As Foden points out, he was just gathering some momentum when he ruptured his anterior cruciate ligament (ACL) in that Champions Cup win at the Liberty Stadium.
And the injury, which inspired some dark days, has sharpened his focus ahead of the new season, which begins withan Aviva Premiership game at Worcester Warriors on Friday night.
“When I first got injured, I wasn’t in a good place,” Foden said.
“I spoke to Lanny (Stuart Lancaster), who gave me the first bit of hope and light at the end of the tunnel, saying it would be possible to get back for the World Cup.
“I put all my energy and focus into that and I’m glad I got to go in for a week to see the boys, see what they’d been doing and put my name in the frame.
“Even though that didn’t happen, there’s a lot of things around the corner.
“I’m lucky enough to have done a World Cup already, in 2011, which probably isn’t as big as this one, being in England.
“But I’ve experienced it and I’ve had a great career up to now.
“I still want to do great things here at the club. I still want to win a Heineken Cup here.
“My England career is still there to aim at and there’s a Lions tour in two years, which is the last feather I want in my cap in terms of the international stage.

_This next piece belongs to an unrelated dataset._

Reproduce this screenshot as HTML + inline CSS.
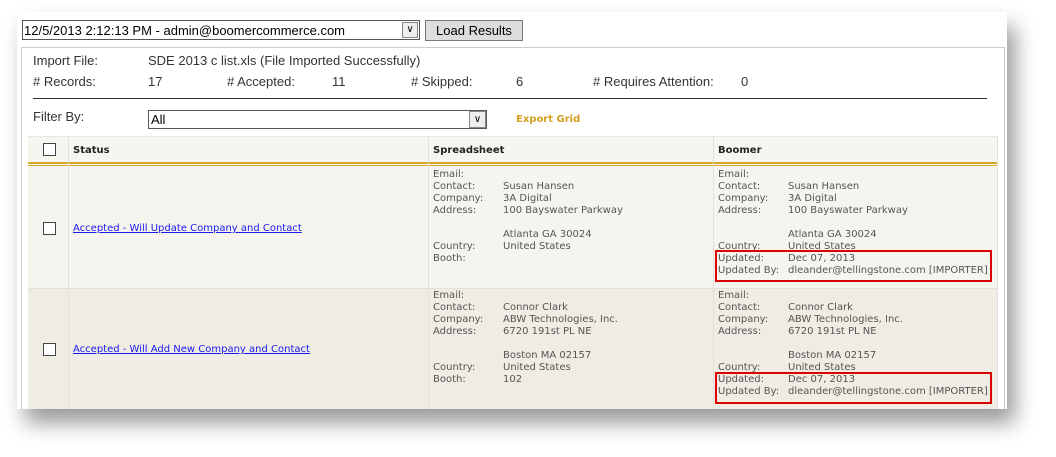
<!DOCTYPE html>
<html><head><style>
*{margin:0;padding:0;box-sizing:border-box}
body{width:1056px;height:457px;background:#fff;position:relative;overflow:hidden;font-family:"Liberation Sans",sans-serif}
.a{position:absolute;white-space:nowrap}
.s{font-size:13px;color:#333}
.t{font-family:"DejaVu Sans",sans-serif;font-size:10px;color:#555;line-height:12px}
.cb{position:absolute;width:13px;height:13px;border:1px solid #444;background:#fff}
.red{position:absolute;border:2px solid #d00}
</style></head><body>
<div class="a" style="left:17px;top:12px;width:990px;height:397px;background:#fff;box-shadow:8px 14px 20px rgba(0,0,0,.4)"></div>
<div class="a" style="left:22px;top:20px;width:398px;height:20px;border:1px solid #555;background:#fff;font-size:13px;padding:2px 1px;color:#000">12/5/2013 2:12:13 PM - admin@boomercommerce.com</div>
<div class="a" style="left:402px;top:22px;width:16px;height:16px;border:1px solid #888;background:#eee;font-size:10px;text-align:center;line-height:14px">&#8744;</div>
<div class="a" style="left:425px;top:20px;width:98px;height:21px;border:1px solid #777;background:#ddd;font-size:13px;text-align:center;line-height:19px;color:#000">Load Results</div>
<div class="a" style="left:21px;top:47px;width:984px;height:362px;border:1px solid #ccc;border-bottom:none;background:#fff"></div>
<div class="a s" style="left:33px;top:53px">Import File:</div>
<div class="a s" style="left:148px;top:53px">SDE 2013 c list.xls (File Imported Successfully)</div>
<div class="a s" style="left:33px;top:74px"># Records:</div>
<div class="a s" style="left:148px;top:74px">17</div>
<div class="a s" style="left:227px;top:74px"># Accepted:</div>
<div class="a s" style="left:332px;top:74px">11</div>
<div class="a s" style="left:411px;top:74px"># Skipped:</div>
<div class="a s" style="left:516px;top:74px">6</div>
<div class="a s" style="left:593px;top:74px"># Requires Attention:</div>
<div class="a s" style="left:741px;top:74px">0</div>
<div class="a" style="left:33px;top:98px;width:954px;height:1px;background:#333"></div>
<div class="a s" style="left:33px;top:109px">Filter By:</div>
<div class="a" style="left:148px;top:110px;width:339px;height:19px;border:1px solid #555;background:#fff;font-size:13px;padding:1px 2px;color:#000">All</div>
<div class="a" style="left:469px;top:111px;width:17px;height:17px;border:1px solid #888;background:#eee;font-size:10px;text-align:center;line-height:15px">&#8744;</div>
<div class="a" style="left:516px;top:114px;font-family:'DejaVu Sans',sans-serif;font-size:10px;font-weight:bold;color:#d4a020">Export Grid</div>
<div class="a" style="left:28px;top:136px;width:970px;height:27px;background:#f6f5f0;border-top:1px solid #e6e6e6"></div>
<div class="a" style="left:28px;top:162px;width:970px;height:2px;background:#d9a82a"></div>
<div class="a" style="left:28px;top:165px;width:970px;height:1px;background:#d9a82a"></div>
<div class="a" style="left:28px;top:167px;width:970px;height:121px;background:#f5f4ef"></div>
<div class="a" style="left:28px;top:289px;width:970px;height:120px;background:#eeece3"></div>
<div class="a" style="left:28px;top:288px;width:970px;height:1px;background:#e2e0d8"></div>
<div class="a" style="left:68px;top:136px;width:1px;height:273px;background:#e2e0d8"></div>
<div class="a" style="left:428px;top:136px;width:1px;height:273px;background:#e2e0d8"></div>
<div class="a" style="left:713px;top:136px;width:1px;height:273px;background:#e2e0d8"></div>
<div class="a" style="left:997px;top:136px;width:1px;height:273px;background:#e2e0d8"></div>
<div class="cb" style="left:43px;top:143px"></div>
<div class="a t" style="left:73px;top:145px;font-weight:bold;color:#222">Status</div>
<div class="a t" style="left:433px;top:145px;font-weight:bold;color:#222">Spreadsheet</div>
<div class="a t" style="left:718px;top:145px;font-weight:bold;color:#222">Boomer</div>
<div class="cb" style="left:43px;top:222px"></div>
<div class="a t" style="left:73px;top:223px;color:#1a1aee;text-decoration:underline">Accepted - Will Update Company and Contact</div>
<div class="cb" style="left:43px;top:343px"></div>
<div class="a t" style="left:73px;top:344px;color:#1a1aee;text-decoration:underline">Accepted - Will Add New Company and Contact</div>

<div class="a t" style="left:433px;top:169px">Email:<br>Contact:<br>Company:<br>Address:<br><br><br>Country:<br>Booth:</div>
<div class="a t" style="left:503px;top:169px"><br>Susan Hansen<br>3A Digital<br>100 Bayswater Parkway<br><br>Atlanta GA 30024<br>United States</div>
<div class="a t" style="left:718px;top:169px">Email:<br>Contact:<br>Company:<br>Address:<br><br><br>Country:<br>Updated:<br>Updated By:</div>
<div class="a t" style="left:788px;top:169px"><br>Susan Hansen<br>3A Digital<br>100 Bayswater Parkway<br><br>Atlanta GA 30024<br>United States<br>Dec 07, 2013<br>dleander@tellingstone.com [IMPORTER]</div>
<div class="red" style="left:715px;top:250px;width:277px;height:32px"></div>

<div class="a t" style="left:433px;top:290px">Email:<br>Contact:<br>Company:<br>Address:<br><br><br>Country:<br>Booth:</div>
<div class="a t" style="left:503px;top:290px"><br>Connor Clark<br>ABW Technologies, Inc.<br>6720 191st PL NE<br><br>Boston MA 02157<br>United States<br>102</div>
<div class="a t" style="left:718px;top:290px">Email:<br>Contact:<br>Company:<br>Address:<br><br><br>Country:<br>Updated:<br>Updated By:</div>
<div class="a t" style="left:788px;top:290px"><br>Connor Clark<br>ABW Technologies, Inc.<br>6720 191st PL NE<br><br>Boston MA 02157<br>United States<br>Dec 07, 2013<br>dleander@tellingstone.com [IMPORTER]</div>
<div class="red" style="left:715px;top:372px;width:277px;height:32px"></div>
</body></html>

“It’s all to play for and although I like to joke and say I’m getting old, hopefully that experience will put me in good stead for future ambitions I have.”
If the injury has taught Foden anything it is how to maintain himself.
He laughs when suggestion is made of Ryan Giggs’ much-publicised use of yoga to prolong the Welsh footballer’s career, but he knows he too must learn how to best manage his body.
“During my recovery, I went to Philadelphia to see a guy called Bill Knowles, who set out what I was going to do and how I would get back as quickly as possible,” Foden explained.
“It was great going out there to see him, one of the physios came out with us as well and learned the ropes.
“It was great to get a change of scenery and see someone who had a different take on things.
“It really progressed me, I’ve learned a bit about my body and I feel strong.
“I’m getting a bit older now so I needed to know about maintenance to make sure I can get out on the field as much as possible.
“I’m coming into my 11th year as a Premiership player and I never thought I’d be saying it but I feel my age as a 30-year-old so I’ve got to make sure I look after myself.
“If I want to play until I’m 35, 36 I need to make sure I’m doing the right things.”